Description of the task
In the material below, find each line holding the string "component" and copy it.
## START
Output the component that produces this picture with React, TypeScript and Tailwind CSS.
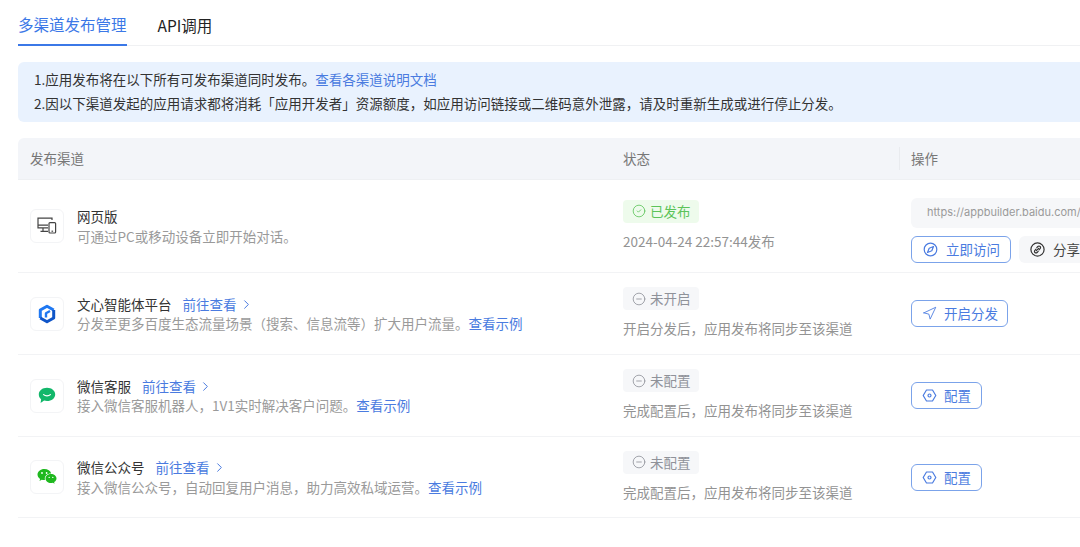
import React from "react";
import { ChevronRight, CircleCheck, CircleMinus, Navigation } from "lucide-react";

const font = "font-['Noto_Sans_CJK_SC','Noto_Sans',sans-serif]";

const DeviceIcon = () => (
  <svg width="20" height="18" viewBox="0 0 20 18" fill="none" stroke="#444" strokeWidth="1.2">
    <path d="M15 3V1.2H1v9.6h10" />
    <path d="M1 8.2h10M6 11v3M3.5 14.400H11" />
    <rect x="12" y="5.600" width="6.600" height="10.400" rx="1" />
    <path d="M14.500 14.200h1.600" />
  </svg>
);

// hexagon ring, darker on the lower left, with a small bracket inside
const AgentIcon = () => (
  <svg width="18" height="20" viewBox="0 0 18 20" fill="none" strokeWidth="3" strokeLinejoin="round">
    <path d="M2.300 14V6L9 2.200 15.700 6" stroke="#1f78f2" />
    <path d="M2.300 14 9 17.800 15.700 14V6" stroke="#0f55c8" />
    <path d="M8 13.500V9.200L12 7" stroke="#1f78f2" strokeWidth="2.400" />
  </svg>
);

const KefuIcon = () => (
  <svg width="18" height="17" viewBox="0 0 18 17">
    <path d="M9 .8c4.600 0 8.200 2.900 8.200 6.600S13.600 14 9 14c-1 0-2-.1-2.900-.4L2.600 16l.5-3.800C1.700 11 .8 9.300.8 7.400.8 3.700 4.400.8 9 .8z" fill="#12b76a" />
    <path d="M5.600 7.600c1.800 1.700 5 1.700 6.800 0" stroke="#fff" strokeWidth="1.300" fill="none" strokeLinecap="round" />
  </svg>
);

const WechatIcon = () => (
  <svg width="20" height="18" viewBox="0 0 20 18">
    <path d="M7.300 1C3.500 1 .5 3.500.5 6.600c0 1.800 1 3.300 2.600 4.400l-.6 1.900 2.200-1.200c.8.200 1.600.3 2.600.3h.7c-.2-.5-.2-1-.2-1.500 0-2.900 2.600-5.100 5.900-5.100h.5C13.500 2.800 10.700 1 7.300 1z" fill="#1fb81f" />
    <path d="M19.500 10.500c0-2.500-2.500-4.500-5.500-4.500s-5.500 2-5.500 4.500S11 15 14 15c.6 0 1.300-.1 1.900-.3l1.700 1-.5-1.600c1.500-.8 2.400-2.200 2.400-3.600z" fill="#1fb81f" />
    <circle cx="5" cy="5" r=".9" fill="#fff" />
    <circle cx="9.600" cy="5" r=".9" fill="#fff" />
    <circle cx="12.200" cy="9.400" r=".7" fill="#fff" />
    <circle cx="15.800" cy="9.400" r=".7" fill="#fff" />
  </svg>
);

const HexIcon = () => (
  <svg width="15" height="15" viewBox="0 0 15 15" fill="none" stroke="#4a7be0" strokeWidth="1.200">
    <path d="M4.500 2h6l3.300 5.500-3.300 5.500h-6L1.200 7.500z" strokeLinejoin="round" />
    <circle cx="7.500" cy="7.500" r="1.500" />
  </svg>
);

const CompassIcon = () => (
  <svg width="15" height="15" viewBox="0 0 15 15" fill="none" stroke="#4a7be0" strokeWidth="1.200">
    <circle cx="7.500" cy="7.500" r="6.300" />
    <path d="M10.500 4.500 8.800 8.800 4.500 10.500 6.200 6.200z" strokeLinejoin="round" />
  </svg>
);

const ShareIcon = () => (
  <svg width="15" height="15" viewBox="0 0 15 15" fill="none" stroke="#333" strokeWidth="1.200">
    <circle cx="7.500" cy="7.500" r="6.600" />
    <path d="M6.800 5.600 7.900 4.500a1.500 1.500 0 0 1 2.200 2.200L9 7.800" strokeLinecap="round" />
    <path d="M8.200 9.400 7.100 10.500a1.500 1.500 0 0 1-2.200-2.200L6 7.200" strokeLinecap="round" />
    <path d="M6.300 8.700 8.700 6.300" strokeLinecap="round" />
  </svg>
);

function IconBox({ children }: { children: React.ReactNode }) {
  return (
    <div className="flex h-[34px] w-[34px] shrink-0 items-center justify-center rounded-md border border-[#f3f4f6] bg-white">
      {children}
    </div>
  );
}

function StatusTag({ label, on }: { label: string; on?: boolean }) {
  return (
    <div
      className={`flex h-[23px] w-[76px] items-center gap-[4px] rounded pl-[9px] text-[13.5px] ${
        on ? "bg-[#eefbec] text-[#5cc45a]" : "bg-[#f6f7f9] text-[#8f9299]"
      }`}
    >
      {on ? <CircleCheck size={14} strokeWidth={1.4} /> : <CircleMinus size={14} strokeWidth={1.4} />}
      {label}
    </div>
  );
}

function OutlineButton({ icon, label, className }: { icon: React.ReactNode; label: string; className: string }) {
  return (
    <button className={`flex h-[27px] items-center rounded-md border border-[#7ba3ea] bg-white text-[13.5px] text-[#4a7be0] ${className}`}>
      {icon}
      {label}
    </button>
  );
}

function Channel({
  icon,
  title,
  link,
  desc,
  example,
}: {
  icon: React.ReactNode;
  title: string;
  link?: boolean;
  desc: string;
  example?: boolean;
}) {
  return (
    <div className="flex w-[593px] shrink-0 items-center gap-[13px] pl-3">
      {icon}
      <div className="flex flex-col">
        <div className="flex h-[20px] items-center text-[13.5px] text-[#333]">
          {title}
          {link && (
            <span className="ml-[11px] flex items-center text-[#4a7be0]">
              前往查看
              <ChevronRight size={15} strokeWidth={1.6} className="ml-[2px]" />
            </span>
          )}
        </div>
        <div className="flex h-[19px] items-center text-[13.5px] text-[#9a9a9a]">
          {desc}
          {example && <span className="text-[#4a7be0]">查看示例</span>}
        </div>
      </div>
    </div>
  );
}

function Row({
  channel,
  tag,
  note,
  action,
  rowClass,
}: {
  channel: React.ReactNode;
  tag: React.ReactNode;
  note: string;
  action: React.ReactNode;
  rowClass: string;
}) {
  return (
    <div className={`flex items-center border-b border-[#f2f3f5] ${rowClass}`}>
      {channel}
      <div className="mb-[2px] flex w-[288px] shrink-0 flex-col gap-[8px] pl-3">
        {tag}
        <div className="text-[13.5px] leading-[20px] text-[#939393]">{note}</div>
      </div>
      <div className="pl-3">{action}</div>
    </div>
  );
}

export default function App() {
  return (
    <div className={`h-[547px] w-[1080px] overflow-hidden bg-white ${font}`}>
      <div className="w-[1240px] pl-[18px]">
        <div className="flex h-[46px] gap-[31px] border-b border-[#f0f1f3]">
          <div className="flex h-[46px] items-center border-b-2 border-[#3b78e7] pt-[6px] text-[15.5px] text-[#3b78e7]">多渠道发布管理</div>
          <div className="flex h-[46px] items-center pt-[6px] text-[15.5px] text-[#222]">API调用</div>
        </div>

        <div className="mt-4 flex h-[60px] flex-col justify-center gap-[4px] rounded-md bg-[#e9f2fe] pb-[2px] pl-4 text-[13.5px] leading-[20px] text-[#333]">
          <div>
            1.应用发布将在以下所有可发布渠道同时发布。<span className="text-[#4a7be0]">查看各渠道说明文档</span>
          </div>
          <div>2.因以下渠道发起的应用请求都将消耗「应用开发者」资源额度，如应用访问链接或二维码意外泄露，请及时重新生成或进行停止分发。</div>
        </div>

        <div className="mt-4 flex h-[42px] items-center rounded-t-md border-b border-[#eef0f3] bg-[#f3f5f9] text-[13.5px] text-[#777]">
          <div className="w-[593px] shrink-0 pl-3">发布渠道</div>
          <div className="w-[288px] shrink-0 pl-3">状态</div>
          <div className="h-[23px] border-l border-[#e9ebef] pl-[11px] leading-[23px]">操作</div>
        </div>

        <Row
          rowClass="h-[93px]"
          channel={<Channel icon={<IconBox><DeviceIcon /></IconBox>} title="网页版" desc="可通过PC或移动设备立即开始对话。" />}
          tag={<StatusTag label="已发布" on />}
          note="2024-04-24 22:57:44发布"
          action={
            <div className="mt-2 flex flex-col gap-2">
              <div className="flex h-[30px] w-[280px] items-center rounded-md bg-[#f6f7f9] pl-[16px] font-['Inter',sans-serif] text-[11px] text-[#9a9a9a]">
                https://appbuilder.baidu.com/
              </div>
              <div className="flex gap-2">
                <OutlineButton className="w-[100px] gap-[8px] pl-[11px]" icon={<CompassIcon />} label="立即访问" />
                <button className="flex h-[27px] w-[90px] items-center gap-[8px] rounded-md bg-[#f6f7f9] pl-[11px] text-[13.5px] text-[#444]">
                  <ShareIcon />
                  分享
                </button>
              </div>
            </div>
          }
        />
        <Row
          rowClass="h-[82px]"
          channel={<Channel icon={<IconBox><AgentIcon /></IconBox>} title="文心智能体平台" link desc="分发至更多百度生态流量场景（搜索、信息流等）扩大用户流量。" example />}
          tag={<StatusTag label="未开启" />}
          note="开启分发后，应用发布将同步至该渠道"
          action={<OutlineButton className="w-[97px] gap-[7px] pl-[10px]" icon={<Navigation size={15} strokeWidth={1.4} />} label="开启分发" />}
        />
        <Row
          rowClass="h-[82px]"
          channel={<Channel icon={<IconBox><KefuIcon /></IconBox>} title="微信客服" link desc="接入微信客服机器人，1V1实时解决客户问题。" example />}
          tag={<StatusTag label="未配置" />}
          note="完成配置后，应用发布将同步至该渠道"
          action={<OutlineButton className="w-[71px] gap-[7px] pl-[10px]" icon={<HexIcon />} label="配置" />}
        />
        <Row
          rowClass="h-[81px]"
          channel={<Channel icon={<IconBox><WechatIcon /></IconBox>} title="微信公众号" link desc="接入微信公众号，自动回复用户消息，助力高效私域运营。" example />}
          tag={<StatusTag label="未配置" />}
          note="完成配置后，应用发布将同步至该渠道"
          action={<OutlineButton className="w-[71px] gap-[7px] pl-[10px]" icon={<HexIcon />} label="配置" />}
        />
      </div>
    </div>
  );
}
## END
## START
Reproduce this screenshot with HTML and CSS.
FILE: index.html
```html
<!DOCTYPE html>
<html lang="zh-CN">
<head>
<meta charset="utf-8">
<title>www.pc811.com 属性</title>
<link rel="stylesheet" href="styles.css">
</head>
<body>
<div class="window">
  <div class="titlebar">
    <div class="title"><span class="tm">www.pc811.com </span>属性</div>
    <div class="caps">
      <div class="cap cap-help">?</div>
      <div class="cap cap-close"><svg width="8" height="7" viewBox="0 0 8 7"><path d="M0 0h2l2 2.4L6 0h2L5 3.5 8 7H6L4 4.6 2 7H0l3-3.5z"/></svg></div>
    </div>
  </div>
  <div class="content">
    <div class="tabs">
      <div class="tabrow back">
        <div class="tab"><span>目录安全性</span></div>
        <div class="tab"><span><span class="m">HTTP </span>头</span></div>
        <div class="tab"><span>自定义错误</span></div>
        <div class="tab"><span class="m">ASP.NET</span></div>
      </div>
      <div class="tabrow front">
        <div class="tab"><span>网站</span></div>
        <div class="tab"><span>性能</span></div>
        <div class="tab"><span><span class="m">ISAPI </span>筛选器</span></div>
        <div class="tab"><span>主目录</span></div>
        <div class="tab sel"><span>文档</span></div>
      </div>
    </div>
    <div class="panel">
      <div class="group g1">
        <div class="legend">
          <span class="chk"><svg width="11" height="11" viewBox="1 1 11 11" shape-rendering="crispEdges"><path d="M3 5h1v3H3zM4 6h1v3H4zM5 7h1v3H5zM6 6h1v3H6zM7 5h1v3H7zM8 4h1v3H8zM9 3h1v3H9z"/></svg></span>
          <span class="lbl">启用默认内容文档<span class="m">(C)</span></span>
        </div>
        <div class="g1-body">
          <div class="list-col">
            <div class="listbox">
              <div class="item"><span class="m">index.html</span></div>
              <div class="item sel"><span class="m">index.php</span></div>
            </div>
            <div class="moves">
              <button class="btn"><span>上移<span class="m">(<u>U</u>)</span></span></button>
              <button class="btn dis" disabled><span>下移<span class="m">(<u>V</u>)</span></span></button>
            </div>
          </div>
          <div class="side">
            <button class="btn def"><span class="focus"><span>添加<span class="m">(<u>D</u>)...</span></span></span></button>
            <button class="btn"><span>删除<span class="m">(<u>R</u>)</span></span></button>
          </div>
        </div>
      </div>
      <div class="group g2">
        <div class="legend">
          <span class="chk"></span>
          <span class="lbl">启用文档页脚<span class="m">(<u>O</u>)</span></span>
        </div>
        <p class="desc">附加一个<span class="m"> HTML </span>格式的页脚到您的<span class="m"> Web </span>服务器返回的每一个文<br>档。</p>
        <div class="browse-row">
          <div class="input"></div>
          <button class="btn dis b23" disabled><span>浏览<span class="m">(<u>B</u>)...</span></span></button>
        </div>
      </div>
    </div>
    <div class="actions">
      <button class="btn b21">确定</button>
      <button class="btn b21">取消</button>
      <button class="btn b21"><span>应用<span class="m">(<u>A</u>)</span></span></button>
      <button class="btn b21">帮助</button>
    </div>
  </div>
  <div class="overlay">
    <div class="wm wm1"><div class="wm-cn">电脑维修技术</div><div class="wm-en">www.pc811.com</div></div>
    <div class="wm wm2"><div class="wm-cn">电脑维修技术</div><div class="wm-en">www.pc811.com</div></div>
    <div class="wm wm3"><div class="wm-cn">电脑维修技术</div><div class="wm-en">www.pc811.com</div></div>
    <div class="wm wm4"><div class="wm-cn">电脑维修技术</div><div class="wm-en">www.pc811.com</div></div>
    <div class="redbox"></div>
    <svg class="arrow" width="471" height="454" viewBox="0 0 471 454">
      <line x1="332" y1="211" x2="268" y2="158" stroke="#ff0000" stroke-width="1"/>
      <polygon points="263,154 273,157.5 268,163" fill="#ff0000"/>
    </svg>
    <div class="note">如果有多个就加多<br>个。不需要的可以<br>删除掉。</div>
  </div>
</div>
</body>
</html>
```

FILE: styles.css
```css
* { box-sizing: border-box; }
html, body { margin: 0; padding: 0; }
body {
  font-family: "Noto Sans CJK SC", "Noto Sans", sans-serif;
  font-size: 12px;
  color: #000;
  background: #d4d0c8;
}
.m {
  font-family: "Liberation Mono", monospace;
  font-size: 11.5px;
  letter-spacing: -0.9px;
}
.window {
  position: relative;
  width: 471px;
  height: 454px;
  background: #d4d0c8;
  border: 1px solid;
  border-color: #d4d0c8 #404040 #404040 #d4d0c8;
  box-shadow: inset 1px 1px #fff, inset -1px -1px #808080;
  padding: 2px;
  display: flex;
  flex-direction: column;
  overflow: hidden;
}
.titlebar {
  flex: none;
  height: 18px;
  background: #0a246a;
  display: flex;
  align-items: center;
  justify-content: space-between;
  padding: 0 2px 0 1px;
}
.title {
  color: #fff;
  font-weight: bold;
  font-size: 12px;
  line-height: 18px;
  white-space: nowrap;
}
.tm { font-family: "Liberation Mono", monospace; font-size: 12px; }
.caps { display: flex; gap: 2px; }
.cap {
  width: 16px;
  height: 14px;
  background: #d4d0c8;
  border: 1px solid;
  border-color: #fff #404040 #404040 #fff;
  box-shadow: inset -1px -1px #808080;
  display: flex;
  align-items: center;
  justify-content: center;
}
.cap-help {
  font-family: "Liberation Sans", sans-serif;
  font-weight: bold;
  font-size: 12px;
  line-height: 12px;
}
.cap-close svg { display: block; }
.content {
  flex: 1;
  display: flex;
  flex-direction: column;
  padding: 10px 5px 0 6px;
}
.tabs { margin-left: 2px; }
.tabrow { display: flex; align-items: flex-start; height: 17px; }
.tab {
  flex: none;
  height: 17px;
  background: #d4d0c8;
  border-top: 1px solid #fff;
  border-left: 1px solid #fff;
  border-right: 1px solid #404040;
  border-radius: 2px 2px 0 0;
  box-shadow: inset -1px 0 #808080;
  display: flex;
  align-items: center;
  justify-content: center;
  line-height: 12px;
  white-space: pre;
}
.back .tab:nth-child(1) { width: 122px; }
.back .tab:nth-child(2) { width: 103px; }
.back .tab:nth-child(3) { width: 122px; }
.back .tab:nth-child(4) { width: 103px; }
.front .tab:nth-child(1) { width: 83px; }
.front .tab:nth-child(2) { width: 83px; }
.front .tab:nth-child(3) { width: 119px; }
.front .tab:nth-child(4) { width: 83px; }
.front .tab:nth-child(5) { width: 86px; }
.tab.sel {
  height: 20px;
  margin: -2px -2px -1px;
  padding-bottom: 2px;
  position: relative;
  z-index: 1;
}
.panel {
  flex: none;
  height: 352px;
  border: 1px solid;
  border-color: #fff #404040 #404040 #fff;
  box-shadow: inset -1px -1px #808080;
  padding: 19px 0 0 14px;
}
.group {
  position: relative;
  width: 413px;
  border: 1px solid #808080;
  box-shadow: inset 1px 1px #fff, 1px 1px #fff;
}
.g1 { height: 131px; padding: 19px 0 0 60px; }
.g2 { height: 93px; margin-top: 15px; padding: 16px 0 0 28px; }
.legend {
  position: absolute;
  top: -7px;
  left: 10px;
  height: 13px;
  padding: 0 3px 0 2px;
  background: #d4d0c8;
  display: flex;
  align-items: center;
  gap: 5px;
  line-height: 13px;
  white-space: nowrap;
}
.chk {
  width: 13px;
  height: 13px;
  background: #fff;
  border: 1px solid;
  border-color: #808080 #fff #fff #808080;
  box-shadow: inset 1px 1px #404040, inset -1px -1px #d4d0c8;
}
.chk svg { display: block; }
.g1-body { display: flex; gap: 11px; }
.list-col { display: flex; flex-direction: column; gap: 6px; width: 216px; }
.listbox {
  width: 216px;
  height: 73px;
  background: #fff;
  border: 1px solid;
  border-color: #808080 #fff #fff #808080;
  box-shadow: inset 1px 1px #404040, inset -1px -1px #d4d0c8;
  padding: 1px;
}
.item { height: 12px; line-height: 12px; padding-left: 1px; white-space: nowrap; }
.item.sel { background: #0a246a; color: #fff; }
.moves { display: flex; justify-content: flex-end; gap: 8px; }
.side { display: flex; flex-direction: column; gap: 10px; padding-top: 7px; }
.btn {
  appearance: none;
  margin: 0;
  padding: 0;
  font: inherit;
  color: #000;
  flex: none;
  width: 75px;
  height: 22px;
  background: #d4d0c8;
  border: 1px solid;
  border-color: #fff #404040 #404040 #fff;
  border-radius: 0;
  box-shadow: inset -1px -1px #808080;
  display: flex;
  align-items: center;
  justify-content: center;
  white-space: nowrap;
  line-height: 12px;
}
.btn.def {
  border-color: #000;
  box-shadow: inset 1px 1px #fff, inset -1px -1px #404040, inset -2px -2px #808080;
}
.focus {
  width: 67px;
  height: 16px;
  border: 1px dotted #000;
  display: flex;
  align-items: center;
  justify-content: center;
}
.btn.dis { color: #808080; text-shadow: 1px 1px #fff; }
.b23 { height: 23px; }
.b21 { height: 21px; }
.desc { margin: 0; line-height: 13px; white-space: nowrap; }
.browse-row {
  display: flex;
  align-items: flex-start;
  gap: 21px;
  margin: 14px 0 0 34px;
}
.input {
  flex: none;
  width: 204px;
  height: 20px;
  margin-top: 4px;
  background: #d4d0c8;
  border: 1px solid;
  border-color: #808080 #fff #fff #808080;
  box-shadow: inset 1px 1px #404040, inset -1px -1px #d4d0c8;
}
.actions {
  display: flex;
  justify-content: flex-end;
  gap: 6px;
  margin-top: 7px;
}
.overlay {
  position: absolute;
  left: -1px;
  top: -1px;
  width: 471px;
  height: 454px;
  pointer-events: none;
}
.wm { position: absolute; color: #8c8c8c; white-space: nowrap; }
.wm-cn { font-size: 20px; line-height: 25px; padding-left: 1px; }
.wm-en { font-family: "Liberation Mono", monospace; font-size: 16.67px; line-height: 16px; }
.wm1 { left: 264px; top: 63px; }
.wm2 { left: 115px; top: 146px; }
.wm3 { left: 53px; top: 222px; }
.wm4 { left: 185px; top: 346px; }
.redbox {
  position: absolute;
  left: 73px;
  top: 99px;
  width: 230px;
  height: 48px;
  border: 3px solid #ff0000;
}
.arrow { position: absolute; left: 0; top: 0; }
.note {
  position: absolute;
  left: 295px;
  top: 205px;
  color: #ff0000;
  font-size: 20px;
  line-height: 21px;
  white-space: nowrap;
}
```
## END
## START
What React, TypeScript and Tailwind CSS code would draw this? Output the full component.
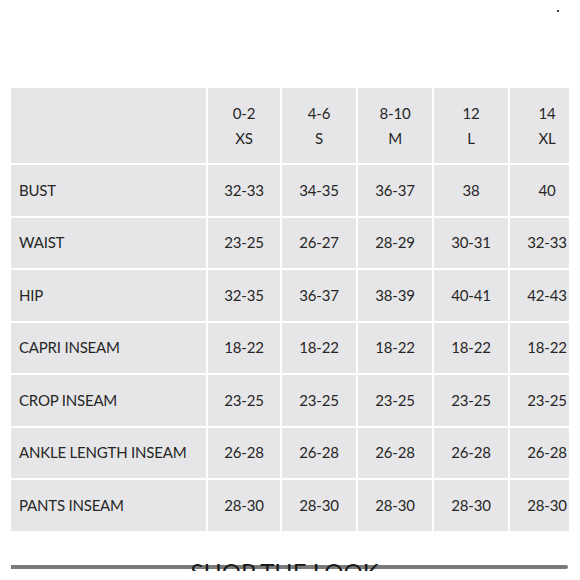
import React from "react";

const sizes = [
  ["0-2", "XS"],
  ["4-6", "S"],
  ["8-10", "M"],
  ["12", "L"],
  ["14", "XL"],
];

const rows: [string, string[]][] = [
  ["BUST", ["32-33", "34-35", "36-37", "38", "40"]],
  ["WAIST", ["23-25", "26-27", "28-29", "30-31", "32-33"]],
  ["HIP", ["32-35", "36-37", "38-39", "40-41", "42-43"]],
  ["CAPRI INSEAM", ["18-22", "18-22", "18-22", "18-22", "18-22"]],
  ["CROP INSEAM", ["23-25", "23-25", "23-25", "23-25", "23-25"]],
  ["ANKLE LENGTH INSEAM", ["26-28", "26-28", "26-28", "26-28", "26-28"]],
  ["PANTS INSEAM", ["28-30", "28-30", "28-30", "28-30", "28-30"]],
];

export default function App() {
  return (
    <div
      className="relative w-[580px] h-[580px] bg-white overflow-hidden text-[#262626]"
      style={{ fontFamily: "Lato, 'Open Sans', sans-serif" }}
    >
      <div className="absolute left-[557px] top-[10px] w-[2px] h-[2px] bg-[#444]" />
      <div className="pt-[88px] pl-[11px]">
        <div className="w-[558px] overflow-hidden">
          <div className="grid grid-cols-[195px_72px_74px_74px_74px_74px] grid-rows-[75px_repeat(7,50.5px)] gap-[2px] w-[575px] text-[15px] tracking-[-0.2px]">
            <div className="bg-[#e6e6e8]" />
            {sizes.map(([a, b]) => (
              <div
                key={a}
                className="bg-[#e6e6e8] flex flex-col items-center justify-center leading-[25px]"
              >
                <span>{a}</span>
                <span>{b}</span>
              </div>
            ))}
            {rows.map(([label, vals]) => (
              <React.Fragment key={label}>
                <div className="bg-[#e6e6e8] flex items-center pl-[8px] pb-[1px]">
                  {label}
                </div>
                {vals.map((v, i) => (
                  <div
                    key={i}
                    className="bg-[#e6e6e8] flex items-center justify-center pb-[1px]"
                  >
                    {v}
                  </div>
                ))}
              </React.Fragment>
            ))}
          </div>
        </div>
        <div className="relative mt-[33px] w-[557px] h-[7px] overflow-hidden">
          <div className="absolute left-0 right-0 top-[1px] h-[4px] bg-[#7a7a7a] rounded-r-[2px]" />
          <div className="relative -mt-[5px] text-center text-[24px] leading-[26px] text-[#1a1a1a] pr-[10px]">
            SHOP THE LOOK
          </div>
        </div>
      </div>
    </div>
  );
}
## END
Result for this task
Output the component that produces this picture with React, TypeScript and Tailwind CSS.
What React, TypeScript and Tailwind CSS code would draw this? Output the full component.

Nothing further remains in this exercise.